Set task
From the material below, list every line containing "this".

Recorded data
** BEGIN **

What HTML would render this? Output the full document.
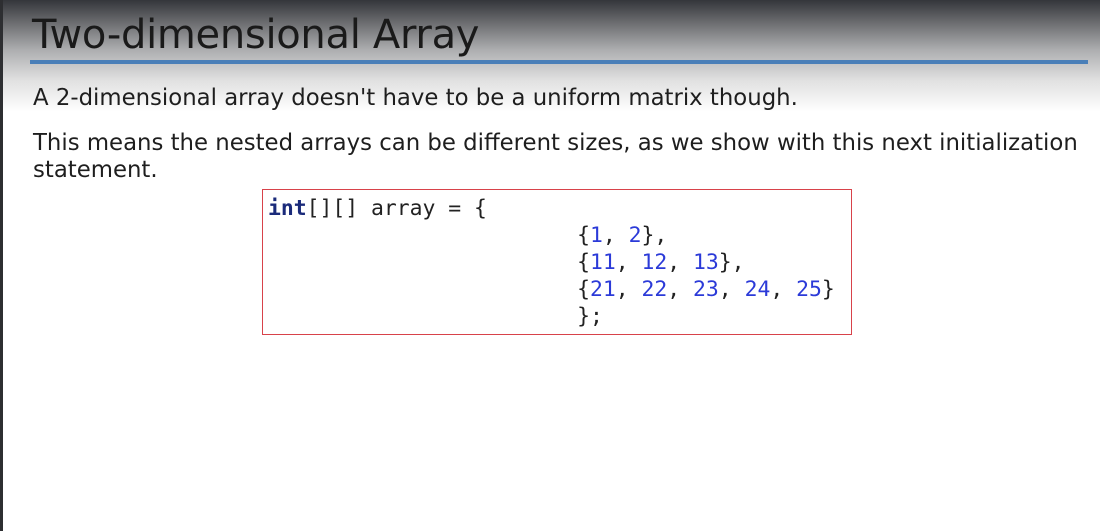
<!DOCTYPE html>
<html><head><style>
html,body{margin:0;padding:0}
body{width:1100px;height:531px;overflow:hidden;position:relative;background:#fff;font-family:"DejaVu Sans","Liberation Sans",sans-serif;color:#1e1e1e}
.bg{position:absolute;left:0;top:0;width:1100px;height:120px;background:linear-gradient(#34363b 0px,#6a6b6e 22px,#adaeb0 50px,#e0e0e0 80px,#fff 112px)}
.edge{position:absolute;left:0;top:0;width:3px;height:531px;background:#2d2e31}
.title{position:absolute;left:32px;top:12px;font-size:40px;color:#1a1a1a;white-space:nowrap;letter-spacing:-0.3px}
.line{position:absolute;left:30px;top:60px;width:1058px;height:4px;background:#4a7fb8}
.p{position:absolute;left:33px;font-size:22.8px;white-space:nowrap;color:#1e1e1e}
.box{position:absolute;left:262px;top:189px;width:588px;height:144px;border:1.5px solid #d8424a}
pre{position:absolute;left:268px;top:195px;margin:0;font-family:"DejaVu Sans Mono","Liberation Mono",monospace;font-size:21.4px;line-height:27px;color:#222}
b{color:#1a2a7a}
.n{color:#2b3ad8}
</style></head><body>
<div class="bg"></div>
<div class="edge"></div>
<div class="title">Two-dimensional Array</div>
<div class="line"></div>
<div class="p" style="top:85px">A 2-dimensional array doesn't have to be a uniform matrix though.</div>
<div class="p" style="top:130px">This means the nested arrays can be different sizes, as we show with this next initialization</div>
<div class="p" style="top:157px">statement.</div>
<div class="box"></div>
<pre><b>int</b>[][] array = {
                        {<span class="n">1</span>, <span class="n">2</span>},
                        {<span class="n">11</span>, <span class="n">12</span>, <span class="n">13</span>},
                        {<span class="n">21</span>, <span class="n">22</span>, <span class="n">23</span>, <span class="n">24</span>, <span class="n">25</span>}
                        };</pre>
</body></html>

** END **

In response
What HTML would render this? Output the full document.
<div class="p" style="top:130px">This means the nested arrays can be different sizes, as we show with this next initialization</div>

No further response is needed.